Friday, June 13, 2008

Golan Heights 3: The Beit Shean Valley

And now back to my posts of Machon Meir's trip to the Golan Heights. Previous posts in this series:
Golan Heights 1: On the Road Again
Golan 2: Flowers in the Jordan Valley
Continuing on our journey through the Jordan Valley, we come to a massive checkpoint at the "Separation Barrier," back into pre-67 "Little Israel."

The separation barrier / security wall/ whatever you want to call it is a strange monument to the importance of image. Large sections have yet to be built, and last we've heard from news reports, the construction had been so bogged down by legal delays that funding had run out. Vast sections of desert remain unguarded. Meanwhile, on the main transportation arteries running through Judea and Samaria (the West Bank,) the barrier has a look of real permanence. Large sliding gates, severe tire damage spikes, areas for search, and the like seem to indicate that this crossing is secure.
Of course, I've been at this same crossing point at night, and I saw a soldier wave a passing vehicle aside for a security check. The vehicle floored it, burst through the checkpoint, and was on its way. The guards just looked at it, shrugged, and waved the next car over. God knows what was in his trunk.

The kibbutzim (agricultural collectives) in the area have specialized in using the plentiful runoff water in the region for fish farming.
Fish ponds
More fish ponds.
Binyamin, deep in study.

To our left is Har (Mount) Gilboa, where Shaul, the first King of Israel, met his end fighting the Phillistines who were encamped at Beit Shean.

Looking to the east, we see a break in the mountains, where the Yarmouk river

Foreground: Crops in the Beit Shean Valley (in the territory of the tribe of Issachar.) Across the way is the Yarmouk valley. The hills to the left (north) are half of the territory allotted tribe of Menasheh (Manasses,) today known as the Golan Heights, captured from Syria in 1967. To the right (south) is the tribal region of Gad, now ruled by the Kingdom of Jordan.
The spot we're standing in is in the area of Issachar on the above map, to the far east, looking eastward.
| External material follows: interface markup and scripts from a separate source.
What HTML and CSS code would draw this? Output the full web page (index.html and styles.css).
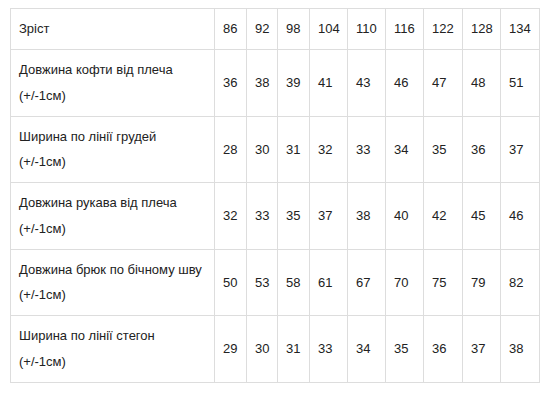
FILE: index.html
```html
<!DOCTYPE html>
<html lang="uk">
<head>
<meta charset="utf-8">
<link rel="stylesheet" href="styles.css">
</head>
<body>
<table class="sizes">
  <colgroup>
    <col class="w-lbl"><col class="w-32"><col class="w-31"><col class="w-32"><col class="w-38"><col class="w-38"><col class="w-38"><col class="w-39"><col class="w-38"><col class="w-39">
  </colgroup>
  <tbody>
    <tr class="head"><td>Зріст</td><td>86</td><td>92</td><td>98</td><td>104</td><td>110</td><td>116</td><td>122</td><td>128</td><td>134</td></tr>
    <tr><td>Довжина кофти від плеча<br>(+/-1см)</td><td>36</td><td>38</td><td>39</td><td>41</td><td>43</td><td>46</td><td>47</td><td>48</td><td>51</td></tr>
    <tr><td>Ширина по лінії грудей<br>(+/-1см)</td><td>28</td><td>30</td><td>31</td><td>32</td><td>33</td><td>34</td><td>35</td><td>36</td><td>37</td></tr>
    <tr><td>Довжина рукава від плеча<br>(+/-1см)</td><td>32</td><td>33</td><td>35</td><td>37</td><td>38</td><td>40</td><td>42</td><td>45</td><td>46</td></tr>
    <tr><td>Довжина брюк по бічному шву<br>(+/-1см)</td><td>50</td><td>53</td><td>58</td><td>61</td><td>67</td><td>70</td><td>75</td><td>79</td><td>82</td></tr>
    <tr><td>Ширина по лінії стегон<br>(+/-1см)</td><td>29</td><td>30</td><td>31</td><td>33</td><td>34</td><td>35</td><td>36</td><td>37</td><td>38</td></tr>
  </tbody>
</table>
</body>
</html>
```

FILE: styles.css
```css
html, body {
  margin: 0;
  padding: 0;
  background: #fff;
}
body {
  padding: 8px 0 0 10px;
  font-family: "Liberation Sans", Arial, sans-serif;
  font-size: 13px;
  color: #222;
}
.sizes {
  border-collapse: collapse;
  table-layout: fixed;
  width: 530px;
}
.sizes td {
  border: 1px solid #ddd;
  padding: 7.2px 8px;
  line-height: 25.6px;
  vertical-align: middle;
  white-space: nowrap;
  overflow: hidden;
}
.w-lbl { width: 204px; }
.w-31 { width: 31px; }
.w-32 { width: 32px; }
.w-38 { width: 38px; }
.w-39 { width: 39px; }
```
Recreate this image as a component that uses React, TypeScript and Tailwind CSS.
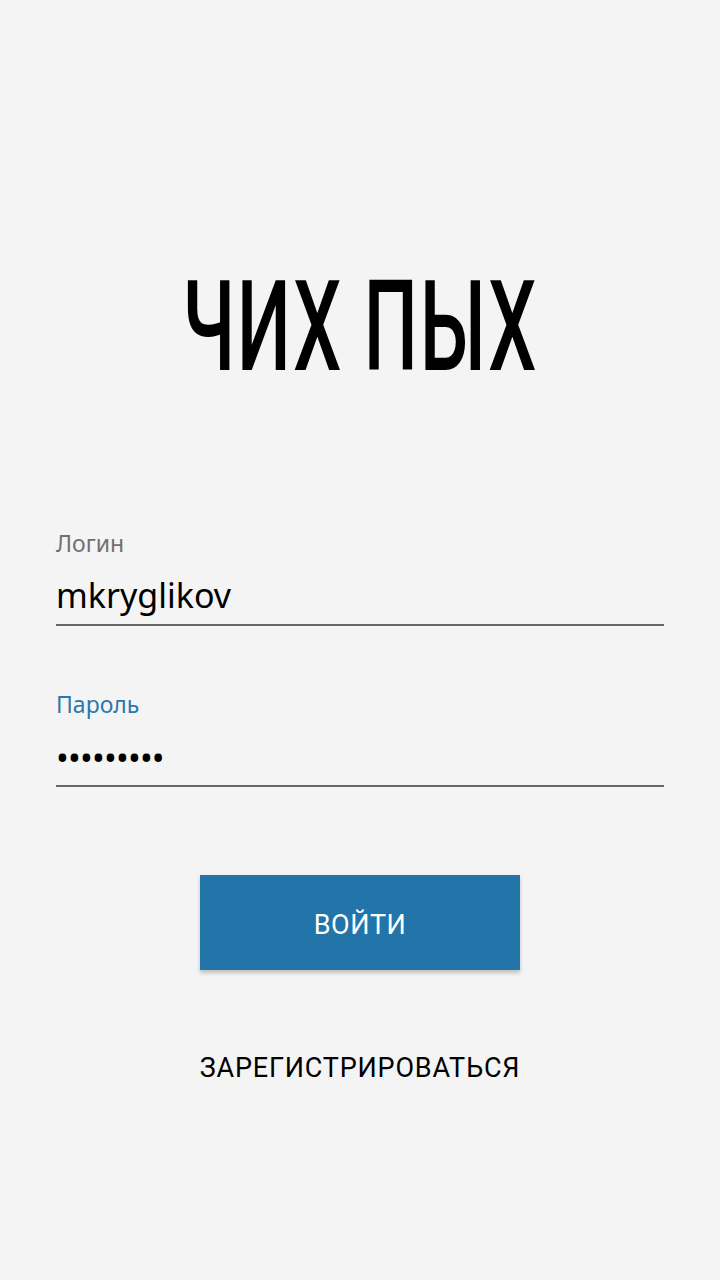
import React from "react";

export default function App() {
  const noto = { fontFamily: '"Noto Sans", "Open Sans", sans-serif' };
  const roboto = { fontFamily: 'Roboto, "Noto Sans", sans-serif' };
  return (
    <div className="min-h-[1280px] w-full bg-[#f4f4f4] flex flex-col">
      <div className="mt-[263px] h-[127px] text-center leading-none text-black whitespace-nowrap" style={roboto}>
        <span className="inline-block scale-x-[0.6] text-[127px] font-medium leading-none tracking-[3px]">ЧИХ ПЫХ</span>
      </div>

      <div className="px-[56px] flex flex-col" style={noto}>
        <div className="mt-[138px] text-[23px] leading-[30px] text-[#707070]">Логин</div>
        <div className="mt-[15px] text-[34px] leading-[44px] text-black">mkryglikov</div>
        <div className="mt-[7px] h-[2px] bg-[#666666]" />

        <div className="mt-[63px] text-[23px] leading-[30px] text-[#2a78ae]">Пароль</div>
        <div className="mt-[16px] text-[34px] leading-[44px] text-black tracking-[-0.8px]">•••••••••</div>
        <div className="mt-[6px] h-[2px] bg-[#666666]" />
      </div>

      <div className="mt-[88px] flex justify-center" style={roboto}>
        <button className="w-[320px] h-[95px] pt-[5px] bg-[#2274a9] text-white text-[27px] tracking-[0.5px] shadow-[0_3px_4px_rgba(0,0,0,0.22)]">
          ВОЙТИ
        </button>
      </div>

      <div className="mt-[80px] text-center text-[27px] leading-[36px] text-black tracking-[0.8px]" style={roboto}>
        ЗАРЕГИСТРИРОВАТЬСЯ
      </div>
    </div>
  );
}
This intersection between the Yarmouk and Jordan Rivers was also critical not only as a biblical division of territory, but also 1,908 years later, when this was the scene of an epic battle. The Byzantines, who had inherited the holy land, along with all the other territories of the East after the split of the Roman Empire, had expended their energy fighting endless battles against the Persians. Weakened by this incessant warfare, they were caught by surprise as a small force of Muslims under the command of Khālid ibn al-Walīd, sucessor to Muhammad, who, in an upset victory, defeated the ruling Byzantines and expelled them from the holy land forever in the year 636 CE. The Byzantine Empire itself had been horribly oppressive towards the Jews of Eretz Israel since the adoption of Christianity, and the new Arab Muslim overlords were welcomed.

While, at first, the Arabs ruled as a Muslim minority over a plethora of religions, the Arabs began a gradual process of colonization which continues to this very day, bringing in their foreign language (Arabic,) religion (Islam,) and customs from their far-off homeland in the Arabian Peninsula. Caliph Umar ibn al-Khattāb then built the Al-Aksa mosque on the ruins of the Holy Temple in Jerusalem. The term Al-Aksa is a cognate of the Hebrew word "Ktzeh" (edge, extremity) and means, "The Farthest," in Arabic. At that time Jerusalem marked the farthest extent of the Arabs' conquest from their native homeland in the Arabian Peninsula.